STEP 2: Reapply Wood Filler (If Necessary)
Use a putty application tool to fill in crevices or places where wood may still be cracked. Make sure you over stuff those gaps too, as when wood filler dries it starts to contract and shrink. And once done, use your putty tool to smooth down and even out the surface.
Afterwards, allow the wood filler to dry completely. Now, depending on the brand, this can take as little as 15 minutes. But, typically a wait of anywhere between 2 hours to 6 hours is pretty normal (especially if filling in deeper holes).
It’ll be dry in no time. Don’t rush it.
STEP 3: Sand Down The Wood Filler
Use light pressure to sand over the wood filler sections with fine-grit sandpaper to blend the repair into the surrounding material. Afterwards, swipe a finger over the patched area. Both the wood filler area and the surrounding wood should be virtually even with one another.
STEP 4: Prime That Wood Filler
Next up, you need to seal the filler with primer. Primer is used for sealing the surface of the wood in order to ensure that your paint will stick. Any good all-purpose primer – such as Rust-Oleum Zinsser Bulls Eye 1-2-3 Primer – will do in a pinch.
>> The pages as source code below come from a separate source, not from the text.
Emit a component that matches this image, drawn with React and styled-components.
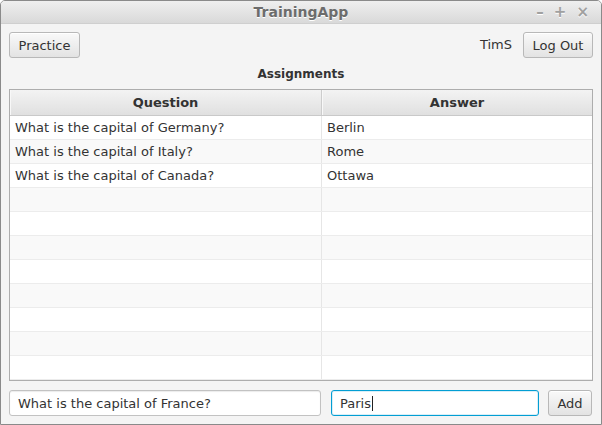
import React from "react";
import styled, { createGlobalStyle } from "styled-components";

const GlobalStyle = createGlobalStyle`
  html, body {
    margin: 0;
    padding: 0;
    background: #ffffff;
  }
  * {
    box-sizing: border-box;
  }
`;

const Window = styled.div`
  width: 602px;
  height: 425px;
  border: 1px solid #8a8a8a;
  border-radius: 5px 5px 0 0;
  background: #f4f4f4;
  display: flex;
  flex-direction: column;
  overflow: hidden;
  font-family: "DejaVu Sans", "Liberation Sans", sans-serif;
  font-size: 13px;
  color: #333333;
`;

const TitleBar = styled.div`
  height: 23px;
  flex: none;
  position: relative;
  display: flex;
  align-items: center;
  justify-content: center;
  background: linear-gradient(#efefef, #d9d9d9);
  border-bottom: 1px solid #cfcfcf;
`;

const Title = styled.span`
  font-weight: bold;
  font-size: 14px;
  color: #6c6c6c;
  text-shadow: 0 1px 0 #ffffff;
`;

const Controls = styled.div`
  position: absolute;
  right: 12px;
  top: 0;
  height: 100%;
  display: flex;
  align-items: center;
  gap: 10px;
  color: #a0a0a0;
  font-weight: bold;
  font-size: 15px;
  text-shadow: 0 1px 0 #ffffff;
`;

const Content = styled.div`
  flex: 1;
  display: flex;
  flex-direction: column;
  padding: 8px 8px 8px 8px;
`;

const TopRow = styled.div`
  display: flex;
  align-items: center;
  height: 26px;
`;

const Spacer = styled.div`
  flex: 1;
`;

const Button = styled.button`
  height: 26px;
  width: ${(p) => p.$w}px;
  padding: 0;
  border: 1px solid #b8b8b8;
  border-radius: 3px;
  background: linear-gradient(#f9f9f9, #e3e3e3);
  box-shadow: inset 0 1px 0 #ffffff;
  font-family: inherit;
  font-size: 13px;
  color: #333333;
  flex: none;
`;

const UserName = styled.span`
  margin-right: 11px;
  margin-top: -2px;
`;

const SectionLabel = styled.div`
  height: 31px;
  display: flex;
  align-items: center;
  justify-content: center;
  font-weight: bold;
  font-size: 12px;
  padding-top: 1px;
`;

const Table = styled.div`
  height: 292px;
  border: 1px solid #adadad;
  background: #ffffff;
  display: flex;
  flex-direction: column;
  overflow: hidden;
`;

const Cols = `
  display: grid;
  grid-template-columns: 312px 1fr;
`;

const HeaderRow = styled.div`
  ${Cols}
  height: 26px;
  flex: none;
  background: linear-gradient(#f3f3f3, #e0e0e0);
  border-bottom: 1px solid #c9c9c9;
`;

const HeaderCell = styled.div`
  display: flex;
  align-items: center;
  justify-content: center;
  font-weight: bold;
  border-right: ${(p) => (p.$last ? "none" : "1px solid #cdcdcd")};
  box-shadow: inset 1px 0 0 #f8f8f8;
`;

const Row = styled.div`
  ${Cols}
  height: 24px;
  flex: none;
  background: ${(p) => (p.$alt ? "#f9f9f9" : "#ffffff")};
  border-bottom: 1px solid #ececec;
`;

const Cell = styled.div`
  display: flex;
  align-items: center;
  padding-left: 5px;
  border-right: ${(p) => (p.$last ? "none" : "1px solid #e6e6e6")};
`;

const BottomRow = styled.div`
  display: flex;
  align-items: center;
  margin-top: 9px;
  height: 26px;
`;

const Field = styled.div`
  height: 26px;
  width: ${(p) => p.$w}px;
  flex: none;
  display: flex;
  align-items: center;
  padding-left: 8px;
  background: #ffffff;
  border: 1px solid ${(p) => (p.$focused ? "#039ed3" : "#c2c2c2")};
  border-radius: 3px;
  box-shadow: ${(p) =>
    p.$focused ? "inset 0 0 0 1px #d9eff8" : "inset 0 1px 1px #ececec"};
  margin-right: ${(p) => p.$gap}px;
`;

const Caret = styled.span`
  display: inline-block;
  width: 1px;
  height: 15px;
  background: #222222;
  margin-left: 1px;
`;

const rows = [
  { q: "What is the capital of Germany?", a: "Berlin" },
  { q: "What is the capital of Italy?", a: "Rome" },
  { q: "What is the capital of Canada?", a: "Ottawa" },
];

const TOTAL_ROWS = 11;

export default function App() {
  const filled = Array.from({ length: TOTAL_ROWS }, (_, i) => rows[i] || null);

  return (
    <>
      <GlobalStyle />
      <Window>
        <TitleBar>
          <Title>TrainingApp</Title>
          <Controls>
            <span>–</span>
            <span>+</span>
            <span>×</span>
          </Controls>
        </TitleBar>
        <Content>
          <TopRow>
            <Button $w={71}>Practice</Button>
            <Spacer />
            <UserName>TimS</UserName>
            <Button $w={70}>Log Out</Button>
          </TopRow>
          <SectionLabel>Assignments</SectionLabel>
          <Table>
            <HeaderRow>
              <HeaderCell>Question</HeaderCell>
              <HeaderCell $last>Answer</HeaderCell>
            </HeaderRow>
            {filled.map((r, i) => (
              <Row key={i} $alt={i % 2 === 1}>
                <Cell>{r ? r.q : ""}</Cell>
                <Cell $last>{r ? r.a : ""}</Cell>
              </Row>
            ))}
          </Table>
          <BottomRow>
            <Field $w={312} $gap={10}>
              What is the capital of France?
            </Field>
            <Field $w={208} $gap={9} $focused>
              Paris
              <Caret />
            </Field>
            <Button $w={44}>Add</Button>
          </BottomRow>
        </Content>
      </Window>
    </>
  );
}
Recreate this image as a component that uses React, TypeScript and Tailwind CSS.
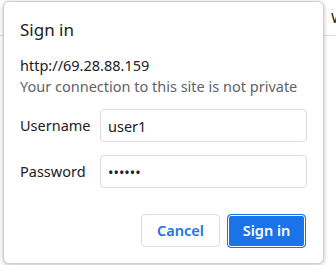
import React from 'react';

function App() {
  return (
    <div
      className="relative w-[336px] h-[265px] overflow-hidden bg-white"
      style={{ fontFamily: '"Noto Sans", "Open Sans", sans-serif' }}
    >
      {/* page behind the dialog */}
      <div className="h-[36px] border-b border-[#dadce0] flex items-center pl-[331px]">
        <span className="text-[15px] text-[#202124]">W</span>
      </div>

      {/* sign-in dialog */}
      <div className="absolute left-[3px] top-[1px] w-[321px] h-[263px] rounded-[6px] border border-[#d0d0d0] bg-white shadow-[0_1px_4px_rgba(0,0,0,0.25)] px-[16px] pt-[17px]">
        <h1 className="text-[17px] leading-[22px] text-[#202124]">Sign in</h1>
        <p className="mt-[14px] text-[14.5px] leading-[21px] text-[#202124]">http://69.28.88.159</p>
        <p className="text-[14.5px] leading-[21px] text-[#5f6368]">Your connection to this site is not private</p>

        <div className="mt-[12px] flex flex-col gap-[13px]">
          <label className="flex items-center">
            <span className="w-[82px] text-[14.5px] text-[#202124]">Username</span>
            <input
              type="text"
              defaultValue="user1"
              className="w-[207px] h-[33px] rounded-[4px] border border-[#dadce0] px-[7px] text-[14.5px] text-[#202124] outline-none"
            />
          </label>
          <label className="flex items-center">
            <span className="w-[82px] text-[14.5px] text-[#202124]">Password</span>
            <input
              type="password"
              defaultValue="secret"
              className="w-[207px] h-[33px] rounded-[4px] border border-[#dadce0] px-[7px] text-[14.5px] text-[#202124] outline-none"
            />
          </label>
        </div>

        <div className="mt-[26px] flex justify-end gap-[7px] pr-[1px]">
          <button className="w-[79px] h-[33px] rounded-[4px] border border-[#dadce0] bg-white text-[14.5px] font-semibold text-[#1a73e8]">
            Cancel
          </button>
          <button className="w-[79px] h-[34px] rounded-[4px] border border-[#1a73e8] bg-[#1a73e8] text-[14.5px] font-semibold text-white shadow-[inset_0_0_0_1px_white]">
            Sign in
          </button>
        </div>
      </div>
    </div>
  );
}

export default App;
STEP 5: Repaint Over The Wood Filler
Once you’re satisfied that the primer coat is dry, you can go ahead and reapply your favorite coat of paint.
So To Sum Up
Remember, a paint job is only as good as the prep work that went before. So, ideally, you want to make sure you always seal that wood filler in with a primer before you begin to paint.
But, if you forgot to add that primer coat, then don’t despair. There’s no need to worry if you didn’t brush on a primer layer before your paint job. Just follow the simple steps outlined above and you will soon cover up that unsightly filler.